▶ [Exercise aim] In the material below, list every line carrying the string "Tailwind".
---------- Dataset extract ----------
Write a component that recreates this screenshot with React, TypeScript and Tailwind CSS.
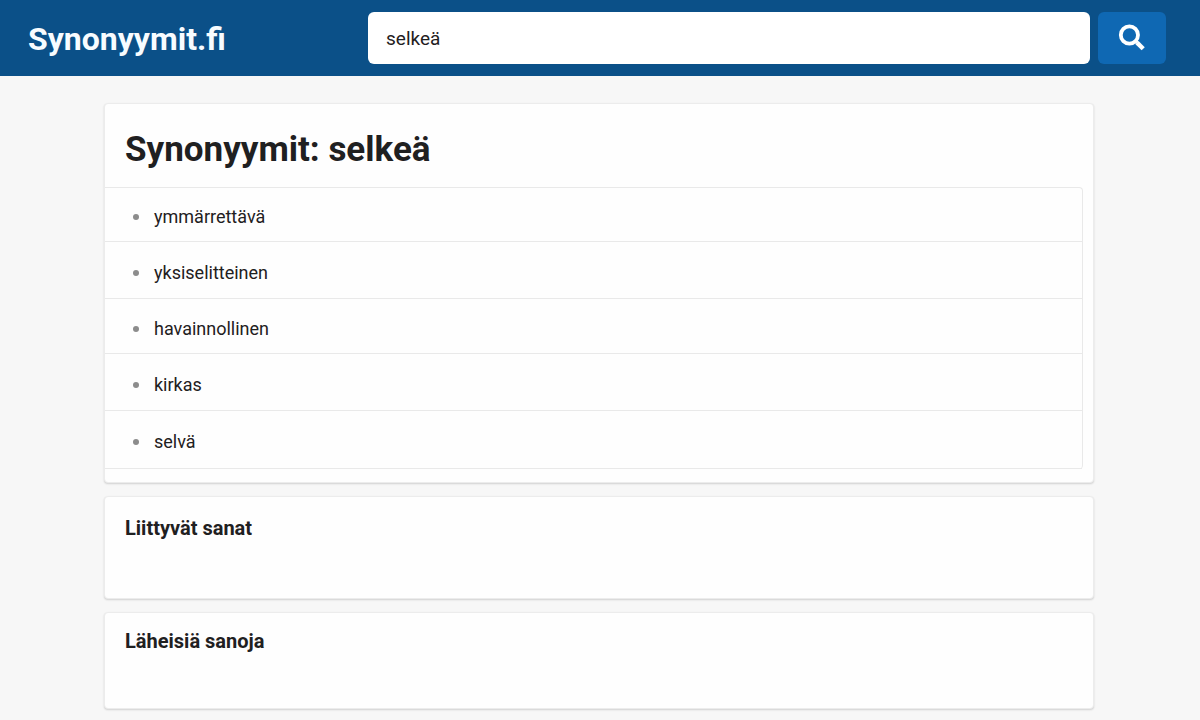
----------
---------- Dataset extract ----------
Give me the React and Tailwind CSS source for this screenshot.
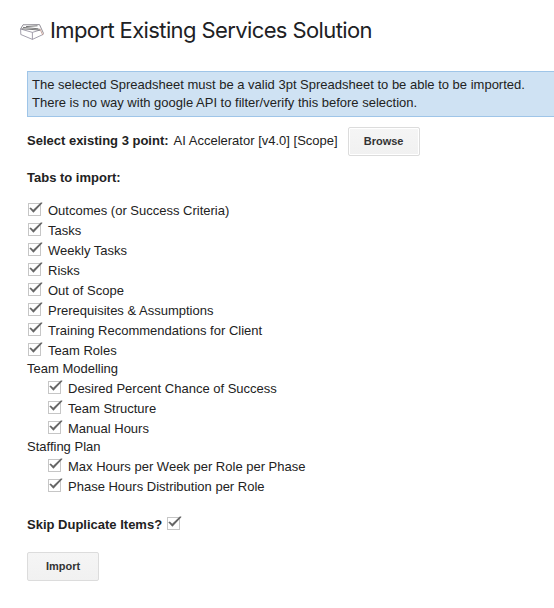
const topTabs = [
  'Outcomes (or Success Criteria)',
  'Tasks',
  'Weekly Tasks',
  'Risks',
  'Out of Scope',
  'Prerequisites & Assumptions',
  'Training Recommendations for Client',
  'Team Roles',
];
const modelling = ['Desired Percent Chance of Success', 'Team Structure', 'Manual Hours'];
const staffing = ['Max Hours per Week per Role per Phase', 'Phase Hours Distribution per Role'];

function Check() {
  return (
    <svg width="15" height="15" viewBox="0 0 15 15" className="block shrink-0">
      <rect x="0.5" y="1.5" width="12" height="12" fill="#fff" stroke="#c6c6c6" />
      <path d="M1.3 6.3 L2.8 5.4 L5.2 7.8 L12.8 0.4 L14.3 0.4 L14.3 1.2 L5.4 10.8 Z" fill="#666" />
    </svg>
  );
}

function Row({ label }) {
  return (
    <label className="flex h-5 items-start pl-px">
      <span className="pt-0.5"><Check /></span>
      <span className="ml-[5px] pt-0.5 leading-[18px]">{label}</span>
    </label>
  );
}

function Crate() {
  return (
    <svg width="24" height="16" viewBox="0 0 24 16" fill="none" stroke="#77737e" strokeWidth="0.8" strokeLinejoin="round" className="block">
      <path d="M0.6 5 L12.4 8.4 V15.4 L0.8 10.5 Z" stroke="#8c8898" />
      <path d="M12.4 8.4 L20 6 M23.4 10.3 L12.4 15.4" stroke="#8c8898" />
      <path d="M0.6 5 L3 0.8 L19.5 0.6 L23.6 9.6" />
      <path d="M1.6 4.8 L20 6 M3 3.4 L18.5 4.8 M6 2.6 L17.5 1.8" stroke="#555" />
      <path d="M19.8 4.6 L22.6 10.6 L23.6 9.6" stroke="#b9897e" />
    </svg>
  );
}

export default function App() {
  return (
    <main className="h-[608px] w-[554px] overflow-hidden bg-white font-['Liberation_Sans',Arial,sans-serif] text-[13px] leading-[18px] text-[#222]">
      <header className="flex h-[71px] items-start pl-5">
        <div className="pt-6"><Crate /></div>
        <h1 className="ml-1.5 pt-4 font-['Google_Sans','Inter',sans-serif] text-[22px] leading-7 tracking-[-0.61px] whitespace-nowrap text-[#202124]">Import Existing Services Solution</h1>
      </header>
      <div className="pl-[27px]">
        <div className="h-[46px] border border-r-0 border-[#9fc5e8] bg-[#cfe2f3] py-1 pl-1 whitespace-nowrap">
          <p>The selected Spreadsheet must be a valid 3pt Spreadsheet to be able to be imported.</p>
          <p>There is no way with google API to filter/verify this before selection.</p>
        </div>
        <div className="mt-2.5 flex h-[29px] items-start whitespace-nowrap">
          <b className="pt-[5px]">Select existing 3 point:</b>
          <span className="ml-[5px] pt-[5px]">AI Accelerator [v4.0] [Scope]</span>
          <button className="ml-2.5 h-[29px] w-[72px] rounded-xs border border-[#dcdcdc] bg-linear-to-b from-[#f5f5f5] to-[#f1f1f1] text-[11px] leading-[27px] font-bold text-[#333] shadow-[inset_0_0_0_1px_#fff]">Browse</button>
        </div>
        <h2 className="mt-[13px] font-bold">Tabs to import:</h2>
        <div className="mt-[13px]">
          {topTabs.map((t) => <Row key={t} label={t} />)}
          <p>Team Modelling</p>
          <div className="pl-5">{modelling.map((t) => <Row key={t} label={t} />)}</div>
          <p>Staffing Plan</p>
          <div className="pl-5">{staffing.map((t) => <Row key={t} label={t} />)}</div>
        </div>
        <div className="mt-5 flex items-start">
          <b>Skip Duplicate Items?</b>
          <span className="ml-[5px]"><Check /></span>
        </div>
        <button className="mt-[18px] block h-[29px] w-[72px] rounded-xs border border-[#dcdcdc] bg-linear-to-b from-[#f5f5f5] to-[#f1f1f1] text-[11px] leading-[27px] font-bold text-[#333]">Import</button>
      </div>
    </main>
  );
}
----------
▶ [Answer]
Write a component that recreates this screenshot with React, TypeScript and Tailwind CSS.
Give me the React and Tailwind CSS source for this screenshot.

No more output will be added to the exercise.